Vascular Progenitors Generated from Tankyrase Inhibitor-Regulated Naïve Diabetic Human iPSC Potentiate Efficient Revascularization of Ischemic Retina

Vascular regenerative therapies with conventional human induced pluripotent stem cells (hiPSC) currently remain limited by high interline variability of differentiation and poor efficiency for generating functionally transplantable vascular progenitors (VP). Here, we report the advantage of tankyrase inhibitor-regulated naive hiPSC (N-hiPSC) for significantly improving vascular cell therapies. Conventional hiPSC reprogrammed from type-1 diabetic donor fibroblasts (DhiPSC) were stably reverted to naive epiblast-like state with high functional pluripotency with a cocktail of LIF and three small molecules inhibiting the tankyrase, MEK, and GSK3β signaling pathways (LIF-3i). Naive diabetic VP (N-DVP) differentiated from naive DhiPSC (N-DhiPSC) expanded more efficiently, possessed higher proliferation, possessed more stable genomic integrity and displayed higher in vitro vascular functionality than primed diabetic VP (DVP) generated from isogenic conventional DhiPSC. Moreover, N-DVP survived, migrated, and engrafted in vivo into the deep vasculature of the neural retinal layers with significantly higher efficiencies than isogenic primed DVP in a murine model of ischemic retinopathy. Epigenetic analyses of CpG DNA methylation and histone configurations at developmental promoters of N-hiPSC revealed tight regulation of lineage-specific gene expression and a de-repressed naive epiblast-like epigenetic state that was highly poised for multi-lineage transcriptional activation.

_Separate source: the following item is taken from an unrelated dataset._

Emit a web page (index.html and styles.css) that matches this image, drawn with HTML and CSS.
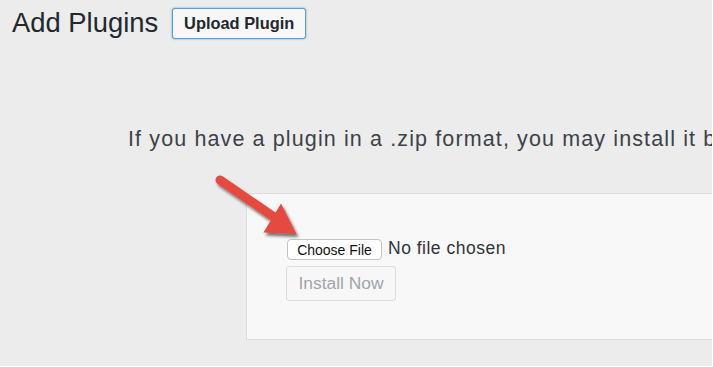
FILE: index.html
```html
<!DOCTYPE html>
<html lang="en">
<head>
<meta charset="utf-8">
<title>Add Plugins</title>
<link rel="stylesheet" href="styles.css">
</head>
<body>
<div class="page">
  <header class="head">
    <h1 class="title">Add Plugins</h1>
    <button class="upload-btn" type="button">Upload Plugin</button>
  </header>
  <p class="intro">If you have a plugin in a .zip format, you may install it by uploading it here.</p>
  <div class="upload-box">
    <div class="file-row">
      <button class="choose-btn" type="button">Choose File</button>
      <span class="file-status">No file chosen</span>
    </div>
    <button class="install-btn" type="button" disabled>Install Now</button>
  </div>
  <svg class="arrow" width="110" height="90" viewBox="200 160 110 90" aria-hidden="true">
    <defs>
      <filter id="shadow" x="-30%" y="-30%" width="160%" height="160%">
        <feDropShadow dx="2" dy="3" stdDeviation="1.6" flood-color="#000" flood-opacity="0.55"/>
      </filter>
    </defs>
    <g filter="url(#shadow)">
      <line x1="220" y1="180" x2="274" y2="217" stroke="#e5483f" stroke-width="9" stroke-linecap="round"/>
      <polygon points="281,203.5 263.5,232.5 296.5,234" fill="#e5483f"/>
    </g>
  </svg>
</div>
</body>
</html>
```

FILE: styles.css
```css
html {
  background: #ffffff;
}
body {
  margin: 0;
}
.page {
  position: relative;
  width: 712px;
  height: 366px;
  background: #ececec;
  overflow: hidden;
  font-family: "Liberation Sans", Arial, sans-serif;
}
.head {
  display: flex;
  align-items: flex-start;
  gap: 14px;
  padding: 7px 0 0 12px;
}
.title {
  margin: 0;
  font-size: 27.4px;
  font-weight: 400;
  line-height: 32px;
  color: #23282d;
}
.upload-btn {
  margin-top: 1px;
  box-sizing: border-box;
  width: 134px;
  height: 31px;
  padding: 0;
  background: #f7f7f7;
  border: 1px solid #5b9dd9;
  border-radius: 3px;
  box-shadow: 0 0 2px rgba(30, 140, 190, 0.8);
  font-family: "Liberation Sans", Arial, sans-serif;
  font-size: 16.4px;
  font-weight: 700;
  color: #23282d;
}
.intro {
  margin: 87px 0 0 0;
  padding-left: 128px;
  font-size: 21.5px;
  line-height: 26px;
  letter-spacing: 1.12px;
  color: #3c4247;
  white-space: nowrap;
}
.upload-box {
  box-sizing: border-box;
  margin: 41px 0 0 246px;
  height: 147px;
  padding: 45px 0 0 40px;
  background: #f8f8f8;
  border: 1px solid #dcdcdc;
  border-right: none;
}
.file-row {
  display: flex;
  align-items: flex-start;
  gap: 6px;
}
.choose-btn {
  box-sizing: border-box;
  width: 95px;
  height: 21px;
  padding: 0;
  background: #ffffff;
  border: 1px solid #c3c3c3;
  border-radius: 4px;
  font-family: "Liberation Sans", Arial, sans-serif;
  font-size: 14px;
  color: #111;
}
.file-status {
  font-size: 17.5px;
  line-height: 18px;
  letter-spacing: 0.5px;
  color: #2f3438;
}
.install-btn {
  display: block;
  box-sizing: border-box;
  margin: 6px 0 0 -1px;
  width: 110px;
  height: 35px;
  padding: 0;
  background: #f7f7f7;
  border: 1px solid #dddddd;
  border-radius: 3px;
  font-family: "Liberation Sans", Arial, sans-serif;
  font-size: 17.4px;
  color: #a0a5aa;
}
.arrow {
  position: absolute;
  left: 200px;
  top: 160px;
}
```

We propose that reprogramming of patient donor cells to a tankyrase inhibitor-regulated N-hiPSC may more effectively erase epigenetic aberrations sustained from chronic diseases such as diabetes for subsequent regenerative therapies. More broadly, tankyrase inhibitor-regulated N-hiPSC represent a new class of human stem cells with high epigenetic plasticity, improved multi-lineage functionality, and potentially high impact for regenerative medicine.